WHAT YOU SHOULD DO:
Copy the data that follows exactly. Include no pictures.

INFORMATION SHOWN:

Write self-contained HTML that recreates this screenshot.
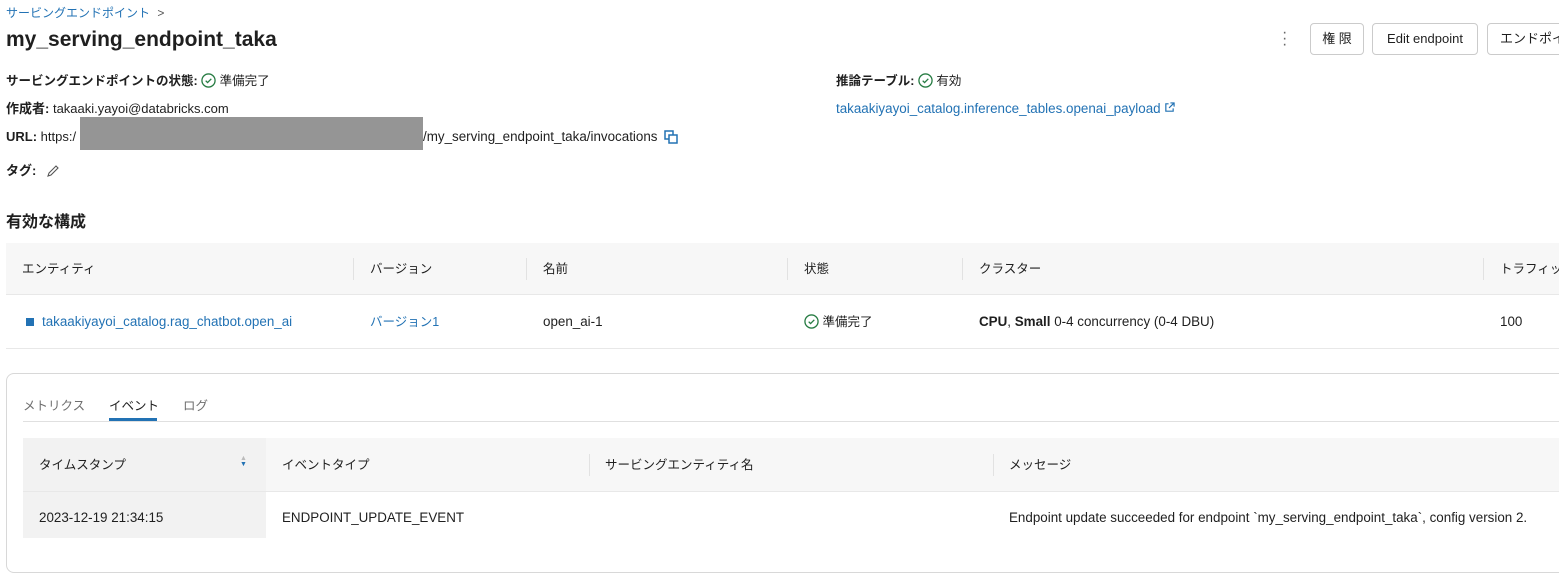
<!DOCTYPE html>
<html><head><meta charset="utf-8"><style>
*{margin:0;padding:0;box-sizing:border-box}
body{width:1559px;height:538px;overflow:hidden;background:#fff;font-family:"Liberation Sans","Noto Sans CJK JP",sans-serif;font-size:13px;line-height:16px;color:#1f1f1f;position:relative}
.a{position:absolute;white-space:nowrap;line-height:16px}
.lnk{color:#2272b4}
b{font-weight:bold}
.btn{position:absolute;top:23px;height:32px;border:1px solid #cbcbcb;border-radius:4px;font-size:13px;line-height:30px;text-align:center;background:#fff}
.hd{background:#f7f7f7}
.sep{position:absolute;width:1px;height:22px;background:#e2e2e2}
svg{vertical-align:-3px}
</style></head><body>
<div class="a lnk" style="left:6px;top:5px;font-size:12px">サービングエンドポイント <span style="color:#555;margin-left:4px">&gt;</span></div>
<div class="a" style="left:6px;top:28px;font-size:21px;line-height:24px;font-weight:bold">my_serving_endpoint_taka</div>
<div class="a" style="left:1282px;top:30px;color:#666;font-size:16px;line-height:6px">·<br>·<br>·</div>
<div class="btn" style="left:1310px;width:54px">権 限</div>
<div class="btn" style="left:1372px;width:106px">Edit endpoint</div>
<div class="btn" style="left:1487px;width:90px;text-align:left;padding-left:12px">エンドポイ</div>

<div class="a" style="left:6px;top:73px;font-size:12.5px"><b>サービングエンドポイントの状態:</b> <svg width="15" height="15" viewBox="0 0 16 16"><circle cx="8" cy="8" r="7" fill="none" stroke="#277c43" stroke-width="1.4"/><path d="M5 8.2l2 2 4-4" fill="none" stroke="#277c43" stroke-width="1.4"/></svg> 準備完了</div>
<div class="a" style="left:6px;top:101px"><b>作成者:</b> takaaki.yayoi@databricks.com</div>
<div class="a" style="left:6px;top:129px"><b>URL:</b> https:/</div>
<div class="a" style="left:80px;top:117px;width:343px;height:33px;background:#959595"></div>
<div class="a" style="left:423px;top:129px;font-size:13.4px">/my_serving_endpoint_taka/invocations <svg width="14" height="14" viewBox="0 0 14 14" style="margin-left:3px"><rect x="1" y="1" width="8" height="8" fill="none" stroke="#2272b4" stroke-width="1.5"/><rect x="5" y="5" width="8" height="8" fill="#fff" stroke="#2272b4" stroke-width="1.5"/></svg></div>
<div class="a" style="left:6px;top:163px"><b>タグ:</b> <svg width="14" height="14" viewBox="0 0 14 14" style="margin-left:6px"><path d="M2 12l1-3 7-7 2 2-7 7z" fill="none" stroke="#555" stroke-width="1.1"/></svg></div>

<div class="a" style="left:836px;top:73px;font-size:12.5px"><b>推論テーブル:</b> <svg width="15" height="15" viewBox="0 0 16 16"><circle cx="8" cy="8" r="7" fill="none" stroke="#277c43" stroke-width="1.4"/><path d="M5 8.2l2 2 4-4" fill="none" stroke="#277c43" stroke-width="1.4"/></svg> 有効</div>
<div class="a lnk" style="left:836px;top:101px;font-size:13.4px">takaakiyayoi_catalog.inference_tables.openai_payload <svg width="11" height="11" viewBox="0 0 12 12" style="vertical-align:0"><path d="M5 2H2v8h8V7M7 1h4v4M11 1L5.5 6.5" fill="none" stroke="#2272b4" stroke-width="1.3"/></svg></div>

<div class="a" style="left:6px;top:213px;font-size:16px;line-height:20px;font-weight:bold">有効な構成</div>
<div class="a hd" style="left:6px;top:243px;width:1553px;height:52px;border-bottom:1px solid #e8e8e8"></div>
<div class="a" style="left:22px;top:261px;font-size:12.5px">エンティティ</div>
<div class="sep" style="left:353px;top:258px"></div><div class="a" style="left:370px;top:261px;font-size:12.5px">バージョン</div>
<div class="sep" style="left:526px;top:258px"></div><div class="a" style="left:543px;top:261px;font-size:12.5px">名前</div>
<div class="sep" style="left:787px;top:258px"></div><div class="a" style="left:804px;top:261px;font-size:12.5px">状態</div>
<div class="sep" style="left:962px;top:258px"></div><div class="a" style="left:979px;top:261px;font-size:12.5px">クラスター</div>
<div class="sep" style="left:1483px;top:258px"></div><div class="a" style="left:1500px;top:261px;font-size:12.5px">トラフィッ</div>
<div class="a" style="left:6px;top:348px;width:1553px;height:1px;background:#e8e8e8"></div>
<div class="a lnk" style="left:26px;top:314px;font-size:13.4px"><span style="display:inline-block;width:8px;height:8px;background:#2272b4;margin-right:8px"></span>takaakiyayoi_catalog.rag_chatbot.open_ai</div>
<div class="a lnk" style="left:370px;top:314px;font-size:12.5px">バージョン1</div>
<div class="a" style="left:543px;top:314px;font-size:13.4px">open_ai-1</div>
<div class="a" style="left:804px;top:314px;font-size:12.5px"><svg width="15" height="15" viewBox="0 0 16 16"><circle cx="8" cy="8" r="7" fill="none" stroke="#277c43" stroke-width="1.4"/><path d="M5 8.2l2 2 4-4" fill="none" stroke="#277c43" stroke-width="1.4"/></svg> 準備完了</div>
<div class="a" style="left:979px;top:314px;font-size:13.4px"><b>CPU</b>, <b>Small</b> 0-4 concurrency (0-4 DBU)</div>
<div class="a" style="left:1500px;top:314px;font-size:13.4px">100</div>

<div class="a" style="left:6px;top:373px;width:1570px;height:200px;border:1px solid #d8d8d8;border-radius:8px"></div>
<div class="a" style="left:23px;top:398px;color:#6f6f6f;font-size:12.5px">メトリクス</div>
<div class="a" style="left:109px;top:398px;font-size:12.5px">イベント</div>
<div class="a" style="left:109px;top:418px;width:48px;height:3px;background:#2272b4"></div>
<div class="a" style="left:183px;top:398px;color:#6f6f6f;font-size:12.5px">ログ</div>
<div class="a" style="left:23px;top:421px;width:1540px;height:1px;background:#e0e0e0"></div>
<div class="a hd" style="left:23px;top:438px;width:1540px;height:53px"></div>
<div class="a" style="left:23px;top:438px;width:243px;height:100px;background:#f2f2f2"></div>
<div class="a" style="left:23px;top:491px;width:1540px;height:1px;background:#e8e8e8"></div>
<div class="a" style="left:39px;top:457px;font-size:12.5px">タイムスタンプ</div>
<div class="a" style="left:240px;top:456px;font-size:7px;line-height:6px;color:#bbb">▲<br><span style="color:#2272b4">▼</span></div>
<div class="a" style="left:282px;top:457px;font-size:12.5px">イベントタイプ</div>
<div class="sep" style="left:589px;top:454px"></div><div class="a" style="left:605px;top:457px;font-size:12.5px">サービングエンティティ名</div>
<div class="sep" style="left:993px;top:454px"></div><div class="a" style="left:1009px;top:457px;font-size:12.5px">メッセージ</div>
<div class="a" style="left:39px;top:510px;font-size:13.4px">2023-12-19 21:34:15</div>
<div class="a" style="left:282px;top:510px;font-size:13.4px">ENDPOINT_UPDATE_EVENT</div>
<div class="a" style="left:1009px;top:510px;font-size:13.4px">Endpoint update succeeded for endpoint `my_serving_endpoint_taka`, config version 2.</div>
</body></html>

SOLUTION FOR THIS EXERCISE:
Write self-contained HTML that recreates this screenshot.
<!DOCTYPE html>
<html><head><meta charset="utf-8"><style>
*{margin:0;padding:0;box-sizing:border-box}
body{width:1559px;height:538px;overflow:hidden;background:#fff;font-family:"Liberation Sans","Noto Sans CJK JP",sans-serif;font-size:13px;line-height:16px;color:#1f1f1f;position:relative}
.a{position:absolute;white-space:nowrap;line-height:16px}
.lnk{color:#2272b4}
b{font-weight:bold}
.btn{position:absolute;top:23px;height:32px;border:1px solid #cbcbcb;border-radius:4px;font-size:13px;line-height:30px;text-align:center;background:#fff}
.hd{background:#f7f7f7}
.sep{position:absolute;width:1px;height:22px;background:#e2e2e2}
svg{vertical-align:-3px}
</style></head><body>
<div class="a lnk" style="left:6px;top:5px;font-size:12px">サービングエンドポイント <span style="color:#555;margin-left:4px">&gt;</span></div>
<div class="a" style="left:6px;top:28px;font-size:21px;line-height:24px;font-weight:bold">my_serving_endpoint_taka</div>
<div class="a" style="left:1282px;top:30px;color:#666;font-size:16px;line-height:6px">·<br>·<br>·</div>
<div class="btn" style="left:1310px;width:54px">権 限</div>
<div class="btn" style="left:1372px;width:106px">Edit endpoint</div>
<div class="btn" style="left:1487px;width:90px;text-align:left;padding-left:12px">エンドポイ</div>

<div class="a" style="left:6px;top:73px;font-size:12.5px"><b>サービングエンドポイントの状態:</b> <svg width="15" height="15" viewBox="0 0 16 16"><circle cx="8" cy="8" r="7" fill="none" stroke="#277c43" stroke-width="1.4"/><path d="M5 8.2l2 2 4-4" fill="none" stroke="#277c43" stroke-width="1.4"/></svg> 準備完了</div>
<div class="a" style="left:6px;top:101px"><b>作成者:</b> takaaki.yayoi@databricks.com</div>
<div class="a" style="left:6px;top:129px"><b>URL:</b> https:/</div>
<div class="a" style="left:80px;top:117px;width:343px;height:33px;background:#959595"></div>
<div class="a" style="left:423px;top:129px;font-size:13.4px">/my_serving_endpoint_taka/invocations <svg width="14" height="14" viewBox="0 0 14 14" style="margin-left:3px"><rect x="1" y="1" width="8" height="8" fill="none" stroke="#2272b4" stroke-width="1.5"/><rect x="5" y="5" width="8" height="8" fill="#fff" stroke="#2272b4" stroke-width="1.5"/></svg></div>
<div class="a" style="left:6px;top:163px"><b>タグ:</b> <svg width="14" height="14" viewBox="0 0 14 14" style="margin-left:6px"><path d="M2 12l1-3 7-7 2 2-7 7z" fill="none" stroke="#555" stroke-width="1.1"/></svg></div>

<div class="a" style="left:836px;top:73px;font-size:12.5px"><b>推論テーブル:</b> <svg width="15" height="15" viewBox="0 0 16 16"><circle cx="8" cy="8" r="7" fill="none" stroke="#277c43" stroke-width="1.4"/><path d="M5 8.2l2 2 4-4" fill="none" stroke="#277c43" stroke-width="1.4"/></svg> 有効</div>
<div class="a lnk" style="left:836px;top:101px;font-size:13.4px">takaakiyayoi_catalog.inference_tables.openai_payload <svg width="11" height="11" viewBox="0 0 12 12" style="vertical-align:0"><path d="M5 2H2v8h8V7M7 1h4v4M11 1L5.5 6.5" fill="none" stroke="#2272b4" stroke-width="1.3"/></svg></div>

<div class="a" style="left:6px;top:213px;font-size:16px;line-height:20px;font-weight:bold">有効な構成</div>
<div class="a hd" style="left:6px;top:243px;width:1553px;height:52px;border-bottom:1px solid #e8e8e8"></div>
<div class="a" style="left:22px;top:261px;font-size:12.5px">エンティティ</div>
<div class="sep" style="left:353px;top:258px"></div><div class="a" style="left:370px;top:261px;font-size:12.5px">バージョン</div>
<div class="sep" style="left:526px;top:258px"></div><div class="a" style="left:543px;top:261px;font-size:12.5px">名前</div>
<div class="sep" style="left:787px;top:258px"></div><div class="a" style="left:804px;top:261px;font-size:12.5px">状態</div>
<div class="sep" style="left:962px;top:258px"></div><div class="a" style="left:979px;top:261px;font-size:12.5px">クラスター</div>
<div class="sep" style="left:1483px;top:258px"></div><div class="a" style="left:1500px;top:261px;font-size:12.5px">トラフィッ</div>
<div class="a" style="left:6px;top:348px;width:1553px;height:1px;background:#e8e8e8"></div>
<div class="a lnk" style="left:26px;top:314px;font-size:13.4px"><span style="display:inline-block;width:8px;height:8px;background:#2272b4;margin-right:8px"></span>takaakiyayoi_catalog.rag_chatbot.open_ai</div>
<div class="a lnk" style="left:370px;top:314px;font-size:12.5px">バージョン1</div>
<div class="a" style="left:543px;top:314px;font-size:13.4px">open_ai-1</div>
<div class="a" style="left:804px;top:314px;font-size:12.5px"><svg width="15" height="15" viewBox="0 0 16 16"><circle cx="8" cy="8" r="7" fill="none" stroke="#277c43" stroke-width="1.4"/><path d="M5 8.2l2 2 4-4" fill="none" stroke="#277c43" stroke-width="1.4"/></svg> 準備完了</div>
<div class="a" style="left:979px;top:314px;font-size:13.4px"><b>CPU</b>, <b>Small</b> 0-4 concurrency (0-4 DBU)</div>
<div class="a" style="left:1500px;top:314px;font-size:13.4px">100</div>

<div class="a" style="left:6px;top:373px;width:1570px;height:200px;border:1px solid #d8d8d8;border-radius:8px"></div>
<div class="a" style="left:23px;top:398px;color:#6f6f6f;font-size:12.5px">メトリクス</div>
<div class="a" style="left:109px;top:398px;font-size:12.5px">イベント</div>
<div class="a" style="left:109px;top:418px;width:48px;height:3px;background:#2272b4"></div>
<div class="a" style="left:183px;top:398px;color:#6f6f6f;font-size:12.5px">ログ</div>
<div class="a" style="left:23px;top:421px;width:1540px;height:1px;background:#e0e0e0"></div>
<div class="a hd" style="left:23px;top:438px;width:1540px;height:53px"></div>
<div class="a" style="left:23px;top:438px;width:243px;height:100px;background:#f2f2f2"></div>
<div class="a" style="left:23px;top:491px;width:1540px;height:1px;background:#e8e8e8"></div>
<div class="a" style="left:39px;top:457px;font-size:12.5px">タイムスタンプ</div>
<div class="a" style="left:240px;top:456px;font-size:7px;line-height:6px;color:#bbb">▲<br><span style="color:#2272b4">▼</span></div>
<div class="a" style="left:282px;top:457px;font-size:12.5px">イベントタイプ</div>
<div class="sep" style="left:589px;top:454px"></div><div class="a" style="left:605px;top:457px;font-size:12.5px">サービングエンティティ名</div>
<div class="sep" style="left:993px;top:454px"></div><div class="a" style="left:1009px;top:457px;font-size:12.5px">メッセージ</div>
<div class="a" style="left:39px;top:510px;font-size:13.4px">2023-12-19 21:34:15</div>
<div class="a" style="left:282px;top:510px;font-size:13.4px">ENDPOINT_UPDATE_EVENT</div>
<div class="a" style="left:1009px;top:510px;font-size:13.4px">Endpoint update succeeded for endpoint `my_serving_endpoint_taka`, config version 2.</div>
</body></html>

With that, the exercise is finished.